Today Cleveland teaches the reconciling benefits of social psychology, working with groups to raise awareness of their social misperceptions and bringing conflicting groups together to find ways to collaborate. Disunity in Christ explores how social psychology reveals fragmentation in the body of Christ. Filled with many personal stories, the book highlights, among other things, how differences become divisions, and how the prevailing marketing culture feeds unhealthy competition between groups.
"The cognitive processes that drive categorization are most powerful when they are hidden from sight," says Cleveland. "Once individuals become consciously aware of these processes . . . the processes begin to lose their power." Another facet of her work, then, is helping groups to recognize those assumptions. She had the chance to practice this while working with her Young Life group in her, low-income, mostly African American neighborhood in North Minneapolis, after noticing the divisive ways that the group (8 to 10 African American girls) talked about Somali girls at their school. She began asking the girls questions that helped them see their assumptions. "When you give people the opportunity to see how others misperceive them," says Cleveland, "it makes them more interested in seeing how they misperceive others."
More Than 'Unity Events'
Cleveland also recently met with two local pastors in her part of Minneapolis—a black pastor of a church in a predominantly black, urban neighborhood, and a white pastor of a church in a predominantly white, suburban neighborhood. The pastors "had recently failed at their noble attempt to lead their churches in working together on a racial reconciliation project in the black neighborhood," says Cleveland. "The joint venture began well but soon ended quite poorly, leaving behind a trail of distrust, negative emotions, and bruised egos." The focus of her work with the pastors was to explore what happened:
After hearing each pastor's side of the story, it became clear to me that . . . each pastor had very different ideals about what a leader does and does not do, and each pastor projected his ideals onto the other pastor and negatively evaluated him based on criteria that pertained to those ideals. Essentially, each pastor gave the other a failing grade on leadership because they had very different criteria for evaluating leadership.

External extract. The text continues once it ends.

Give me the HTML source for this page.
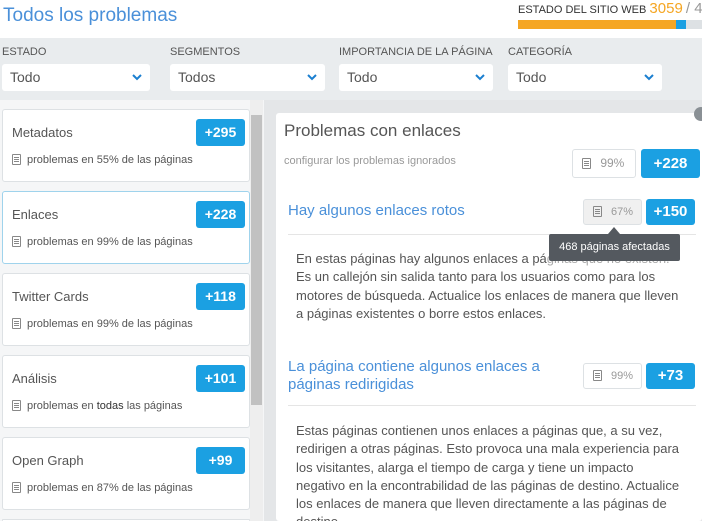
<!DOCTYPE html>
<html style="width:702px;height:521px;overflow:hidden"><head><meta charset="utf-8"><style>
*{box-sizing:border-box;margin:0;padding:0}
body{width:702px;height:521px;overflow:hidden;background:#e9ecee;font-family:"Liberation Sans",sans-serif;position:relative;color:#555}
.a{position:absolute;white-space:nowrap}
.sel{position:absolute;top:64px;height:27px;width:148px;background:#fff;border-radius:3px;font-size:14px;color:#555;padding:5px 8px}
.sel svg{position:absolute;right:8px;top:10px}
.lbl{position:absolute;top:46px;font-size:11px;color:#555}
.card{position:absolute;left:2px;width:248px;height:73px;background:#fff;border:1px solid #dde1e4;border-radius:3px;overflow:hidden}
.card .t{position:absolute;left:9px;top:15px;font-size:13px;color:#555}
.card .b{position:absolute;right:4px;top:9px;width:49px;height:27px;background:#1ba0e2;color:#fff;font-size:14px;font-weight:bold;text-align:center;line-height:27px;border-radius:3px}
.card .s{position:absolute;left:9px;top:44px;font-size:11px;color:#555;white-space:nowrap}
.ic{display:inline-block;width:9px;height:11px;border:1px solid #888;border-radius:1px;vertical-align:-2px;margin-right:6px;background:linear-gradient(#888,#888) 1px 2px/5px 1px no-repeat,linear-gradient(#888,#888) 1px 4px/5px 1px no-repeat,linear-gradient(#888,#888) 1px 6px/5px 1px no-repeat}
.bb{position:absolute;background:#1ba0e2;color:#fff;font-weight:bold;font-size:14px;text-align:center;border-radius:3px}
.pc{position:absolute;border:1px solid #dde1e4;border-radius:3px;font-size:11px;color:#999;padding-left:9px;white-space:nowrap}
.p{position:absolute;font-size:13px;line-height:18.3px;color:#555;white-space:nowrap}
</style></head><body>
<div class="a" style="left:0;top:0;width:702px;height:38px;background:#fff"></div>
<div class="a" style="left:3px;top:5px;font-size:19px;color:#4a90d9">Todos los problemas</div>
<div class="a" style="left:518px;top:0px;font-size:11px;color:#333">ESTADO DEL SITIO WEB <span style="color:#f5a623;font-size:15px">3059</span> <span style="color:#999;font-size:15px">/ 4</span></div>
<div class="a" style="left:518px;top:20px;width:184px;height:9px;background:#dde1e4"></div>
<div class="a" style="left:518px;top:20px;width:158px;height:9px;background:#f5a623"></div>
<div class="a" style="left:676px;top:20px;width:10px;height:9px;background:#1ba0e2"></div>
<div class="lbl" style="left:2px">ESTADO</div>
<div class="lbl" style="left:170px">SEGMENTOS</div>
<div class="lbl" style="left:339px">IMPORTANCIA DE LA PÁGINA</div>
<div class="lbl" style="left:508px">CATEGORÍA</div>
<div class="sel" style="left:2px">Todo<svg width="10" height="7"><path d="M1 1l4 4 4-4" stroke="#1b7fd0" stroke-width="2" fill="none"/></svg></div>
<div class="sel" style="left:170px;width:155px">Todos<svg width="10" height="7"><path d="M1 1l4 4 4-4" stroke="#1b7fd0" stroke-width="2" fill="none"/></svg></div>
<div class="sel" style="left:339px;width:154px">Todo<svg width="10" height="7"><path d="M1 1l4 4 4-4" stroke="#1b7fd0" stroke-width="2" fill="none"/></svg></div>
<div class="sel" style="left:508px;width:154px">Todo<svg width="10" height="7"><path d="M1 1l4 4 4-4" stroke="#1b7fd0" stroke-width="2" fill="none"/></svg></div>
<div class="a" style="left:0;top:100px;width:264px;height:421px;background:#f5f6f7"></div>
<div class="a" style="left:250px;top:100px;width:13px;height:421px;background:#eee"></div>
<div class="a" style="left:251px;top:115px;width:11px;height:290px;background:#c1c1c1"></div>
<div class="card" style="top:109px"><div class="t">Metadatos</div><div class="b">+295</div><div class="s"><span class="ic"></span>problemas en 55% de las páginas</div></div>
<div class="card" style="top:191px;border-color:#9fd3ec"><div class="t">Enlaces</div><div class="b">+228</div><div class="s"><span class="ic"></span>problemas en 99% de las páginas</div></div>
<div class="card" style="top:273px"><div class="t">Twitter Cards</div><div class="b">+118</div><div class="s"><span class="ic"></span>problemas en 99% de las páginas</div></div>
<div class="card" style="top:355px"><div class="t">Análisis</div><div class="b">+101</div><div class="s"><span class="ic"></span>problemas en <b style="font-weight:normal;color:#333">todas</b> las páginas</div></div>
<div class="card" style="top:437px"><div class="t">Open Graph</div><div class="b">+99</div><div class="s"><span class="ic"></span>problemas en 87% de las páginas</div></div>
<div class="card" style="top:519px;height:2px;border-bottom:none"></div>
<div class="a" style="left:264px;top:100px;width:438px;height:421px;background:#e4e6e8"></div>
<div class="a" style="left:276px;top:113px;width:426px;height:408px;background:#fff;border-radius:3px"></div>
<div class="a" style="left:694px;top:107px;width:14px;height:14px;border-radius:50%;background:#8a9095"></div>
<div class="a" style="left:284px;top:121px;font-size:17px;color:#555">Problemas con enlaces</div>
<div class="a" style="left:284px;top:155px;font-size:11px;color:#999">configurar los problemas ignorados</div>
<div class="pc" style="left:572px;top:149px;width:64px;height:29px;line-height:27px;font-size:12px"><span class="ic"></span> 99%</div>
<div class="bb" style="left:641px;top:149px;width:59px;height:29px;line-height:29px;font-size:15px">+228</div>
<div class="a" style="left:288px;top:202px;font-size:15px;color:#4a90d9">Hay algunos enlaces rotos</div>
<div class="pc" style="left:583px;top:199px;width:59px;height:26px;line-height:24px;background:#f0f0f0"><span class="ic"></span> 67%</div>
<div class="bb" style="left:646px;top:199px;width:49px;height:26px;line-height:26px;font-size:15px">+150</div>
<div class="a" style="left:288px;top:234px;width:408px;height:1px;background:#e5e5e5"></div>
<div class="p" style="left:296px;top:250px;width:400px">En estas páginas hay algunos enlaces a pá<span style="color:#aaa">ginas que no existen.</span><br>Es un callejón sin salida tanto para los usuarios como para los<br>motores de búsqueda. Actualice los enlaces de manera que lleven<br>a páginas existentes o borre estos enlaces.</div>
<div class="a" style="left:549px;top:234px;width:131px;height:27px;background:#54595f;border-radius:2px;color:#fff;font-size:11px;line-height:27px;text-align:center">468 páginas afectadas</div>
<div class="a" style="left:608px;top:227px;width:0;height:0;border-left:6px solid transparent;border-right:6px solid transparent;border-bottom:7px solid #54595f"></div>
<div class="a" style="left:288px;top:358px;font-size:15px;line-height:18px;color:#4a90d9">La página contiene algunos enlaces a<br>páginas redirigidas</div>
<div class="pc" style="left:583px;top:363px;width:59px;height:26px;line-height:24px"><span class="ic"></span> 99%</div>
<div class="bb" style="left:646px;top:363px;width:49px;height:26px;line-height:26px;font-size:15px">+73</div>
<div class="a" style="left:288px;top:405px;width:408px;height:1px;background:#e5e5e5"></div>
<div class="p" style="left:296px;top:422px;width:405px">Estas páginas contienen unos enlaces a páginas que, a su vez,<br>redirigen a otras páginas. Esto provoca una mala experiencia para<br>los visitantes, alarga el tiempo de carga y tiene un impacto<br>negativo en la encontrabilidad de las páginas de destino. Actualice<br>los enlaces de manera que lleven directamente a las páginas de<br>destino.</div>
</body></html>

By working with Cleveland, the pastors uncovered their differing concepts of leadership and how that had led to misunderstanding and failed collaboration.
Cleveland's work awakens us to the language we use, particularly the ways in which we draw boundaries between us and them. "We must take active steps to expand our category of us," Christena says, "so that they are now included in us. We've learned that the mere act of categorizing Christian groups into smaller, homogeneous groups leads us to devalue, misperceive, and distance ourselves from them."
Once a divide goes up between groups, says Cleveland, they tend to exaggerate each other's differences—and cause further division in the body of Christ. Churches, says Cleveland, "tend to rely most on our smaller, cultural identities and ignore our larger, common identity as members of the body of Christ. . . . Christianity has been turned into a marketplace in which you can make money off your brand." Pastors and churches are pressured to distinguish themselves from others, as we compete for the loyalty of members and seemingly scarce resources. We need a theology, she maintains, deeply rooted in our essential unity in Christ that acts and speaks accordingly, seeking commonality and emphasizing shared characteristics between groups.
Instead of deepening the chasms between groups, we need sustained conversation. But Cleveland goes one step further, noting that one-time cross-cultural unity events are "not the way to go." Although well-intentioned, she says, such events tend to squeeze minority groups into the majority culture. Rather, healing and witness to unity in Christ comes from the long, messy work of naming issues of power and privilege. What we need are "long-term, ongoing partnerships that are proximal and mutually engaging."
Alongside sustained conversations, we need ministries on which our groups can collaborate. Cleveland recalls how many churches in Fremont ran VBS programs with the exact same curriculum at different times. "It's our empire approach to doing church," she says, that fuels such redundant behavior. Cleveland also maintains that it's better for a church to pick a single church of a differing social group (race, ethnicity, or even political inclination) and to deeply partner with that church rather than to host sporadic events with many churches. Her experience has shown that churches who immerse themselves in this kind of cross-cultural partnerships never regret it. "Yes, it's hard," she says, "but it's so much richer."
The call to follow Jesus, as Dietrich Bonhoeffer reminded us, is a costly one. The way of Christ is undoubtedly difficult as we lose ourselves, but as we follow in it, we find the abundant shared riches of God's kingdom. Cleveland's work rouses us from the patterns of speech and action that we mindlessly fall into within the confines of a homogenous social group. It points us toward healing: the healing of the church, the healing of our neighborhoods, and ultimately the healing of our own fragmented souls. May we have the courage to follow her lead.